──────── INFORMATION SHOWN ────────

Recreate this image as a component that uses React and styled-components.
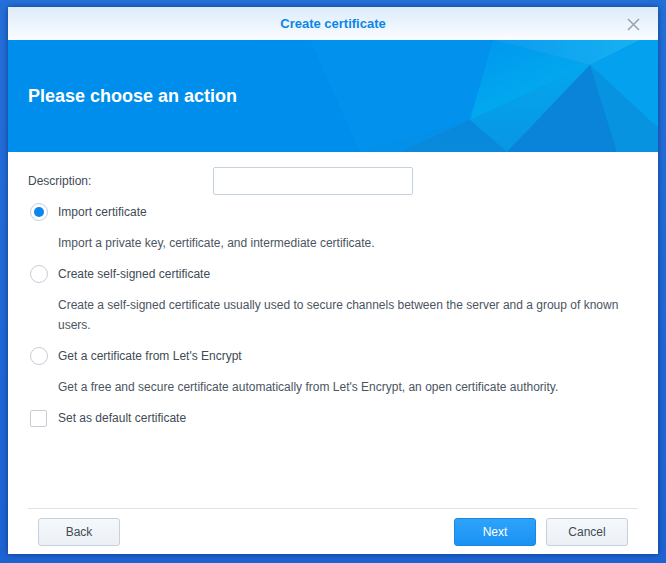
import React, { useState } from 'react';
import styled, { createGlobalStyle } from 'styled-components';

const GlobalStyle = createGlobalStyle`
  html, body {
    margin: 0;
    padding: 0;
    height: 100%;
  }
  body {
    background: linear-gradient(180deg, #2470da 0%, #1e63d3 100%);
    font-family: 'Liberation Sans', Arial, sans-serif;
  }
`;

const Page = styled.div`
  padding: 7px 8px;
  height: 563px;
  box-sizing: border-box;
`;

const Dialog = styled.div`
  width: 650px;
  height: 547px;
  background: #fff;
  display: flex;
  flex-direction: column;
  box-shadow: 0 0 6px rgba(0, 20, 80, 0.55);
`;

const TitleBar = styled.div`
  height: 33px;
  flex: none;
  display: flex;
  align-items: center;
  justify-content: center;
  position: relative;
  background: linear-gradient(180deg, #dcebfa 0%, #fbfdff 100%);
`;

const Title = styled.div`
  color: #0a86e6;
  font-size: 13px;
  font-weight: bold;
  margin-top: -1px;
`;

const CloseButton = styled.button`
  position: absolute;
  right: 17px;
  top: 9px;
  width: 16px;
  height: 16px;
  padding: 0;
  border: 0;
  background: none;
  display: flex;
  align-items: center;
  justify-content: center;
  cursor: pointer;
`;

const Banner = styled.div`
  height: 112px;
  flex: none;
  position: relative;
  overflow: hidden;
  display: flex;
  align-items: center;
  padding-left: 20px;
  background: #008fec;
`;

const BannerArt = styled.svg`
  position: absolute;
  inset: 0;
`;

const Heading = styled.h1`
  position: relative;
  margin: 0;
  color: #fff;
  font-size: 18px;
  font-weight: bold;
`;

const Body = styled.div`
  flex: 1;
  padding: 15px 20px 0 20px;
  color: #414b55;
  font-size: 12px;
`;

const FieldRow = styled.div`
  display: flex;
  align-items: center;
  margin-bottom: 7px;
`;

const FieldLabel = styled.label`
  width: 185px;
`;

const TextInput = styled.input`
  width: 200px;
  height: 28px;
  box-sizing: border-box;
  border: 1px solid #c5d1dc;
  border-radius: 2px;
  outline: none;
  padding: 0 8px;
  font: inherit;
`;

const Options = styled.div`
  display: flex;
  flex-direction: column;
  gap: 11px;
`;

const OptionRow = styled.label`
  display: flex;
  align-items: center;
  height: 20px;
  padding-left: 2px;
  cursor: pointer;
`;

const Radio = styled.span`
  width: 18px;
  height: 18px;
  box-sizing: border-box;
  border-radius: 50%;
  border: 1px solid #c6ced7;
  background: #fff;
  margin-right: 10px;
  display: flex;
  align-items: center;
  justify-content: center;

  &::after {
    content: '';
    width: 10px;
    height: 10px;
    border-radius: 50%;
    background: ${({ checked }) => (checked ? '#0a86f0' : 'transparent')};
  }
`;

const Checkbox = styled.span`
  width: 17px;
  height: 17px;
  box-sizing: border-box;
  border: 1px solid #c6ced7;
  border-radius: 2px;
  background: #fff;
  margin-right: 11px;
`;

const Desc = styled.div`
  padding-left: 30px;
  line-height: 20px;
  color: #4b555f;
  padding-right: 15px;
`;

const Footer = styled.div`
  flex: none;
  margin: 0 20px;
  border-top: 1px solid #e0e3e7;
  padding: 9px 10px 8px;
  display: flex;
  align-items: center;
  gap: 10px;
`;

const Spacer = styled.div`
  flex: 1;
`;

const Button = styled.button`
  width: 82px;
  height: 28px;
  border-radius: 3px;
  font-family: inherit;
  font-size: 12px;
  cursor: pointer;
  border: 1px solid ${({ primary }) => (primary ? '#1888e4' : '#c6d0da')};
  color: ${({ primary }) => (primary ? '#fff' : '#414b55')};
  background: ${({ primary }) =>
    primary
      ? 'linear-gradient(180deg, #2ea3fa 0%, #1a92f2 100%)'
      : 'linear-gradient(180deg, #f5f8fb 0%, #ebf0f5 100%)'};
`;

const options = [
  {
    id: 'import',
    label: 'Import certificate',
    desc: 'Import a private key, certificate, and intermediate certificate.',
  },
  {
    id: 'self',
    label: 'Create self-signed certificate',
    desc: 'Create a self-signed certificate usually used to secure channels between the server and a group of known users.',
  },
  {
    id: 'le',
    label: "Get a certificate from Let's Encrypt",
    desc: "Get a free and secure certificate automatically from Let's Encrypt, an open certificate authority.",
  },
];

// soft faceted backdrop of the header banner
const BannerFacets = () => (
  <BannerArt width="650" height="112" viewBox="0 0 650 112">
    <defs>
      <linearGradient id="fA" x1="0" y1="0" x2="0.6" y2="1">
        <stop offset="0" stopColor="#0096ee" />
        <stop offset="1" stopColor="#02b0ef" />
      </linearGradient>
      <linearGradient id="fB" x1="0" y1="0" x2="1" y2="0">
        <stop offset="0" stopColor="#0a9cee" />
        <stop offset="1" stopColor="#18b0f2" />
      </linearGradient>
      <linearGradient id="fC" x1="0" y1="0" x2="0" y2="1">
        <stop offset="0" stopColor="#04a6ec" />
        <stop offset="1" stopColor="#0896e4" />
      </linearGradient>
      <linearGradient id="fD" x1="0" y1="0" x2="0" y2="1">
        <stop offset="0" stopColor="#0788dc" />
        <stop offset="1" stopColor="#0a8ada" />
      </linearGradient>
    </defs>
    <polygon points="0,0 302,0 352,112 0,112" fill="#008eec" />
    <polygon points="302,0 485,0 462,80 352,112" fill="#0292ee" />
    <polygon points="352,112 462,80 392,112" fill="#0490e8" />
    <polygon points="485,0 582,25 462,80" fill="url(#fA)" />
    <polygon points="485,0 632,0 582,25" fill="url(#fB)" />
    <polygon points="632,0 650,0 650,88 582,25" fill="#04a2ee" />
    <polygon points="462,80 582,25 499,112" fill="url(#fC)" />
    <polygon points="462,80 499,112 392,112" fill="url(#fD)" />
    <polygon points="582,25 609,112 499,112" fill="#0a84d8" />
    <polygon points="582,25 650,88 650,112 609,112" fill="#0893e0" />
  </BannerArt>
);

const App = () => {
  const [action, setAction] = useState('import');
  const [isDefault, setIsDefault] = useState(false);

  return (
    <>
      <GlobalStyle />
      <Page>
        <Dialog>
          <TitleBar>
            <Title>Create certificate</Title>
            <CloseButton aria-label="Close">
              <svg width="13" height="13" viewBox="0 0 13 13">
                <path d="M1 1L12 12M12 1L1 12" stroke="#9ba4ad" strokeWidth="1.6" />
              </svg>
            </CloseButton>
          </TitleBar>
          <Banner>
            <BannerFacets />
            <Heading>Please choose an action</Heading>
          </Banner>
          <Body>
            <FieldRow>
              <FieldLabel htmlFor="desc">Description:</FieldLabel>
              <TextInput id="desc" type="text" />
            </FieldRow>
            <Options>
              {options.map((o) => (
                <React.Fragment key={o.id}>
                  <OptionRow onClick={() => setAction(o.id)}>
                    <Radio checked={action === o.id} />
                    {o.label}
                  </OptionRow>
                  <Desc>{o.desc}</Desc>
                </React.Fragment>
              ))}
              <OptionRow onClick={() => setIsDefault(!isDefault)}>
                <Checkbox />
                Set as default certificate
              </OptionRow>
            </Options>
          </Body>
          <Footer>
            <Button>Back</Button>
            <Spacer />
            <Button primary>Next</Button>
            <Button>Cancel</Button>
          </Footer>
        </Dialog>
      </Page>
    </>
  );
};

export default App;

────────
──────── INFORMATION SHOWN ────────

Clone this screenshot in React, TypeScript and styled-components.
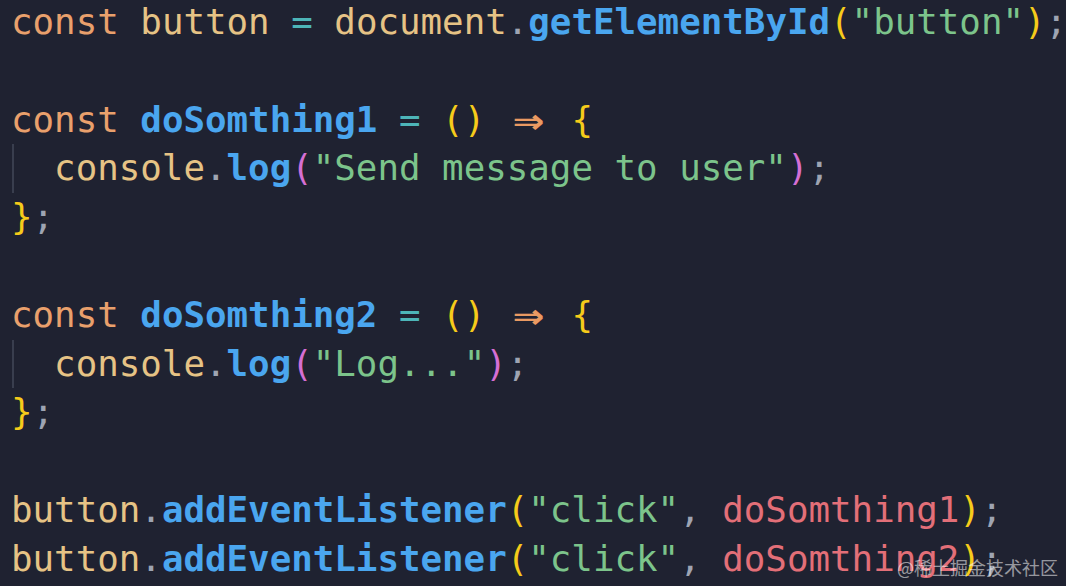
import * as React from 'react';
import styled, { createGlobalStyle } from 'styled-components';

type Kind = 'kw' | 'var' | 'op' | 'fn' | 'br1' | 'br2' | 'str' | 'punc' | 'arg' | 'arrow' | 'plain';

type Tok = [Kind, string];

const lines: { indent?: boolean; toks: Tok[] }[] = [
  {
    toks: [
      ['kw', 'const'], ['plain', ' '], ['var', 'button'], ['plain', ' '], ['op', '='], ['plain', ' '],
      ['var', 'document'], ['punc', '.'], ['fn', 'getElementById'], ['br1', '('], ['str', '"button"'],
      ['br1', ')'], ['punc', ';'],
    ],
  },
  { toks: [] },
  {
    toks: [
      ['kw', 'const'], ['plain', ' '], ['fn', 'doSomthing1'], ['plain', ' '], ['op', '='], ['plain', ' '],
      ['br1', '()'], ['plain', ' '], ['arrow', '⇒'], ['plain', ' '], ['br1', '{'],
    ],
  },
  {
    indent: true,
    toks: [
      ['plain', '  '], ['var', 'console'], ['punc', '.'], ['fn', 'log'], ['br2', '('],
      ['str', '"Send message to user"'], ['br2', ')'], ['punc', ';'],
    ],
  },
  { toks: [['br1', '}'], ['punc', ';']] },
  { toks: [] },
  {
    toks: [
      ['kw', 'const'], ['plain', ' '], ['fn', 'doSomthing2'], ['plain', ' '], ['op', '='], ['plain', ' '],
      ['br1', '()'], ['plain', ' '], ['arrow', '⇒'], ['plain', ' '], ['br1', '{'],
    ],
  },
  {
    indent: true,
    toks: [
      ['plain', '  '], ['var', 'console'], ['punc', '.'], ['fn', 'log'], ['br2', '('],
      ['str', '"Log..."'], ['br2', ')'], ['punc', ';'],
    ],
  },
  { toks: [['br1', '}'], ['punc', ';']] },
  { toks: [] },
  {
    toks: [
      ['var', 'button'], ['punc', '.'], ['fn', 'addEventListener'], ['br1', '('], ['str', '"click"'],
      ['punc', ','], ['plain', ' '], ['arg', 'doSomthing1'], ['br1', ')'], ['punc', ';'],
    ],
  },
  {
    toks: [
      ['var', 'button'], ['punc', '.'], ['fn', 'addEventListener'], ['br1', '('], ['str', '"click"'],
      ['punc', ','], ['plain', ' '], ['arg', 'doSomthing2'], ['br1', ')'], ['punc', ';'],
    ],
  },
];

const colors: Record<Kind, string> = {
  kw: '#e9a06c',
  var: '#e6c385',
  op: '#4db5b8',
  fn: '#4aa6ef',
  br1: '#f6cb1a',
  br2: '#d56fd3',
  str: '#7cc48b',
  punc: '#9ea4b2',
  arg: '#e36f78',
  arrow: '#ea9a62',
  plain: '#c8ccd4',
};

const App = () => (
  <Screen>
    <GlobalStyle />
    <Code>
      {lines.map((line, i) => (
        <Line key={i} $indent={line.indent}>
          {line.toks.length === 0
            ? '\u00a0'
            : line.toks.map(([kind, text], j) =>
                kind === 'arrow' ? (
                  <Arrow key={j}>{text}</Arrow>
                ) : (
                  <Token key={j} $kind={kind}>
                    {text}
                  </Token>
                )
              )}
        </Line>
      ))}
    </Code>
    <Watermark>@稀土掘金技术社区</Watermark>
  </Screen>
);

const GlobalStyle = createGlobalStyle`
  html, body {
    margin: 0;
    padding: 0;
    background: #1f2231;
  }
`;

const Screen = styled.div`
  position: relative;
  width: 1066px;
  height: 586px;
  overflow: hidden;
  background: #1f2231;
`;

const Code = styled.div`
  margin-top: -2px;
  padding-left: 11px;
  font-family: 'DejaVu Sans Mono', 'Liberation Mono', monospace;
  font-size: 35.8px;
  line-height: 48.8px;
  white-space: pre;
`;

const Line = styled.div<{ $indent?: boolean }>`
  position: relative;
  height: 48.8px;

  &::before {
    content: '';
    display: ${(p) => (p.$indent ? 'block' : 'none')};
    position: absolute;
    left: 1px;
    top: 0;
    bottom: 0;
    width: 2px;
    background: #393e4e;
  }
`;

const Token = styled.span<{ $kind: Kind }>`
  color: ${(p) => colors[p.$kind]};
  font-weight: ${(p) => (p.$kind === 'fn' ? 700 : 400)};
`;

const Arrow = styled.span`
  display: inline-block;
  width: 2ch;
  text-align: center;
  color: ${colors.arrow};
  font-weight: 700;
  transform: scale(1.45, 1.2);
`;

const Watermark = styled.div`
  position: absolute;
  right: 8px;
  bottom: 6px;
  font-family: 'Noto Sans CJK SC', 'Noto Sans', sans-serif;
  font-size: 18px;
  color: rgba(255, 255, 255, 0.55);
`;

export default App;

────────
──────── INFORMATION SHOWN ────────

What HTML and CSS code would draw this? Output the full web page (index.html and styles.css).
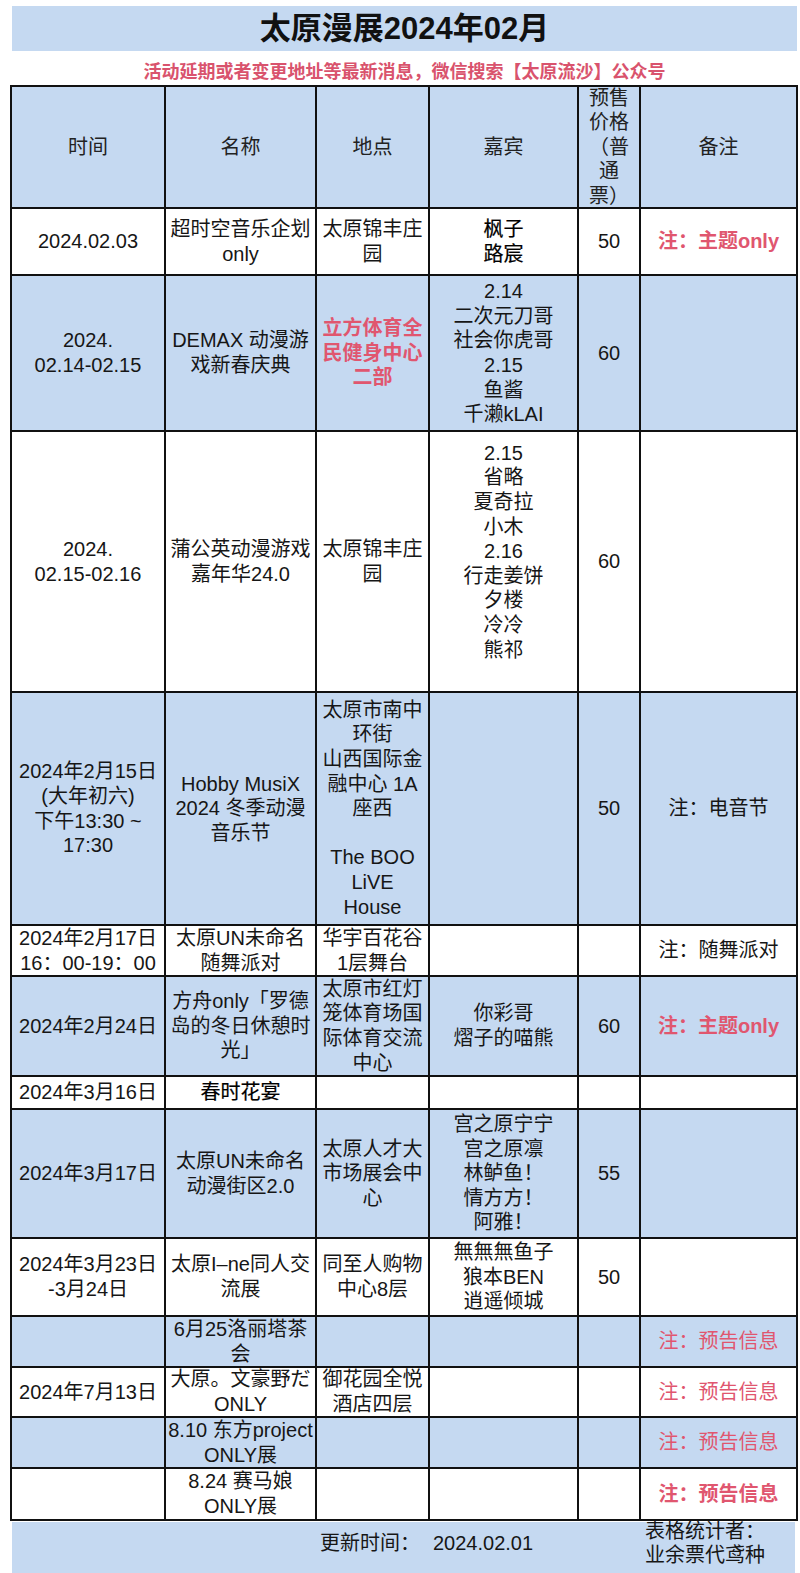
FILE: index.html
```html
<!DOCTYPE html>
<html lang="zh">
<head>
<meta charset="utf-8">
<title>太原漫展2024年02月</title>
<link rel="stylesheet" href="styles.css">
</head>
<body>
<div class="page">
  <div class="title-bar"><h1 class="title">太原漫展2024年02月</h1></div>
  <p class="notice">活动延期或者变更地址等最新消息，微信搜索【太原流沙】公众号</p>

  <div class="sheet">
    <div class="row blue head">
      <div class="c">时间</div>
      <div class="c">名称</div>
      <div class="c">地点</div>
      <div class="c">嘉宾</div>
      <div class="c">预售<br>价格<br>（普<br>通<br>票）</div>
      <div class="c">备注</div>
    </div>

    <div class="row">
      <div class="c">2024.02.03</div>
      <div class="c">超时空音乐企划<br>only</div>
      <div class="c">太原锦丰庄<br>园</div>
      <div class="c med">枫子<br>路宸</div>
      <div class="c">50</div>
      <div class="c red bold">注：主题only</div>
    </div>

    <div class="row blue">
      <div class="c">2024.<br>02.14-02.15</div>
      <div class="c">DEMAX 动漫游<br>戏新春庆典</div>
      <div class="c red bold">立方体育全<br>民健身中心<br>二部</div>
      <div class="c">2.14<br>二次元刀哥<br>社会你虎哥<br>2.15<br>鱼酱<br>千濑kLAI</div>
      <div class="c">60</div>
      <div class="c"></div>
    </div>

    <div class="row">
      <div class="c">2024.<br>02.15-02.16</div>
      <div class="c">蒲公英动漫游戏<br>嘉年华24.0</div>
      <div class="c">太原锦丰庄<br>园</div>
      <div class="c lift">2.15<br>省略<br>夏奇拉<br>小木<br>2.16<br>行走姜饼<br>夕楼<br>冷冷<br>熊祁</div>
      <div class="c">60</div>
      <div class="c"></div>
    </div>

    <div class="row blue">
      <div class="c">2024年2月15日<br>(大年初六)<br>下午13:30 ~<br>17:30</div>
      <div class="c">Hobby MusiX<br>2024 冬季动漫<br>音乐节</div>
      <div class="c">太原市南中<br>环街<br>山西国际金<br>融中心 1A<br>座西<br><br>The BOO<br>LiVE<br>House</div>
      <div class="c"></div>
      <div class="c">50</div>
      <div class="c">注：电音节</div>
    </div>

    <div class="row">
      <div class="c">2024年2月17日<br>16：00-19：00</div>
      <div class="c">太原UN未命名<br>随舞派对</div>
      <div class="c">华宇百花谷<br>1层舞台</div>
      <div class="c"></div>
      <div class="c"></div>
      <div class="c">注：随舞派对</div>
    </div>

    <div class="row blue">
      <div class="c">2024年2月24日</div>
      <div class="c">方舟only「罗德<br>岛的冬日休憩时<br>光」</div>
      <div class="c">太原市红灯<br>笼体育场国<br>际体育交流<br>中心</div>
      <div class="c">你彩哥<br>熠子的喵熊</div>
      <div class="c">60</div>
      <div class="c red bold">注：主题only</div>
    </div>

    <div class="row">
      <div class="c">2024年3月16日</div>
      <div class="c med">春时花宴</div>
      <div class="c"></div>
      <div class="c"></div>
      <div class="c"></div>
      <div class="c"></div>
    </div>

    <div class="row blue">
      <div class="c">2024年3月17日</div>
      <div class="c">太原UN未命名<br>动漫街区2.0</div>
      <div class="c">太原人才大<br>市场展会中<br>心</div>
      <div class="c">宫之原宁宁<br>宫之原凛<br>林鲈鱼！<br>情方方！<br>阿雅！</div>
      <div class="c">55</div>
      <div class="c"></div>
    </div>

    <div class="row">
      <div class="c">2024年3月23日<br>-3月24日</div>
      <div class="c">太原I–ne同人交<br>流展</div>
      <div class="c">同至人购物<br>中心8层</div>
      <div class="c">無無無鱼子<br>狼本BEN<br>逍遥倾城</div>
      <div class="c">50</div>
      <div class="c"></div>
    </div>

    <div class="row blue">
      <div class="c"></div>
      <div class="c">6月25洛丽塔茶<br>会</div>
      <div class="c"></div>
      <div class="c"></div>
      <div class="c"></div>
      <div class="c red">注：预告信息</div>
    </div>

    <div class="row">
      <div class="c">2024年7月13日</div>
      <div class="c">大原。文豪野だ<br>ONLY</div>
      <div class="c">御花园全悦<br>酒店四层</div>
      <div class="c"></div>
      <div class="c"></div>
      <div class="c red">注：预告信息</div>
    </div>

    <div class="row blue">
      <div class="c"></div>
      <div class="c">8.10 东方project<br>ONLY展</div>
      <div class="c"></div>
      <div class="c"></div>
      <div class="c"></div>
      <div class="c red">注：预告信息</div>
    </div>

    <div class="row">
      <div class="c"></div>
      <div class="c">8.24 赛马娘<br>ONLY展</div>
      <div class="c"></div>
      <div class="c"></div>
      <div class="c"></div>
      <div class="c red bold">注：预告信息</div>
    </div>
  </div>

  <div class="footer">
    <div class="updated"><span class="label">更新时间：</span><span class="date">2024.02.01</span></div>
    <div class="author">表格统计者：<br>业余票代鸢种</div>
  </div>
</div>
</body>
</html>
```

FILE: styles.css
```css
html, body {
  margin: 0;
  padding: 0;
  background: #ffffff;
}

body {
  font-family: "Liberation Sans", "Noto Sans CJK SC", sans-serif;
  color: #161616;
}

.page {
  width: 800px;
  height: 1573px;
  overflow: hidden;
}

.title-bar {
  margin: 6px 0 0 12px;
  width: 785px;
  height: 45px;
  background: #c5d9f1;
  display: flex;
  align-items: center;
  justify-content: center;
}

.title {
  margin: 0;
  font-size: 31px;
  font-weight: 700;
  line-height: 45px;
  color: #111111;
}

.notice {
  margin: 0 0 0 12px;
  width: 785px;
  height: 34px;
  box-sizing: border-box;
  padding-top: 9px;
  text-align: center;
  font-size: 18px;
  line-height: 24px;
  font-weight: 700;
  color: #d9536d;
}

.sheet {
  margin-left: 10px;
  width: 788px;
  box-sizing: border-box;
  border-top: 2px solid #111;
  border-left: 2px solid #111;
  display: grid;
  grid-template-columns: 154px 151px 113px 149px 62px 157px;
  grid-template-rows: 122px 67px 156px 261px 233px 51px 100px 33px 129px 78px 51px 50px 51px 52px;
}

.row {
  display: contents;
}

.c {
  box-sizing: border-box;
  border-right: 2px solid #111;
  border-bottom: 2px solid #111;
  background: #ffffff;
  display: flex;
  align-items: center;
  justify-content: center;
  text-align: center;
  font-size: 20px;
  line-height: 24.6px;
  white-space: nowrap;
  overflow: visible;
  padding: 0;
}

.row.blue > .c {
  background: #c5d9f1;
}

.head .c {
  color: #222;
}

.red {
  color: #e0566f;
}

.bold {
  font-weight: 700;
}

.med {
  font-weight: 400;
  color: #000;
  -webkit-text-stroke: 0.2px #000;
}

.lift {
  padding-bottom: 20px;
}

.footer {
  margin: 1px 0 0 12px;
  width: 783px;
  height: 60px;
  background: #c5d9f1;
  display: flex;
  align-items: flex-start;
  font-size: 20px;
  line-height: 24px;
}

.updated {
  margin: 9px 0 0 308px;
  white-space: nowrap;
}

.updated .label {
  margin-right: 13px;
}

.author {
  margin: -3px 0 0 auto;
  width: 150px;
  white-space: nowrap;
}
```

────────

[TASK DIRECTIONS] Print everything from the line with "Clone this screenshot" down to the line with "type Tok = [Kind, string];" in the entries above, both lines included and nothing more, without the pictures.

[WRITTEN SOLUTION]
Clone this screenshot in React, TypeScript and styled-components.
import * as React from 'react';
import styled, { createGlobalStyle } from 'styled-components';

type Kind = 'kw' | 'var' | 'op' | 'fn' | 'br1' | 'br2' | 'str' | 'punc' | 'arg' | 'arrow' | 'plain';

type Tok = [Kind, string];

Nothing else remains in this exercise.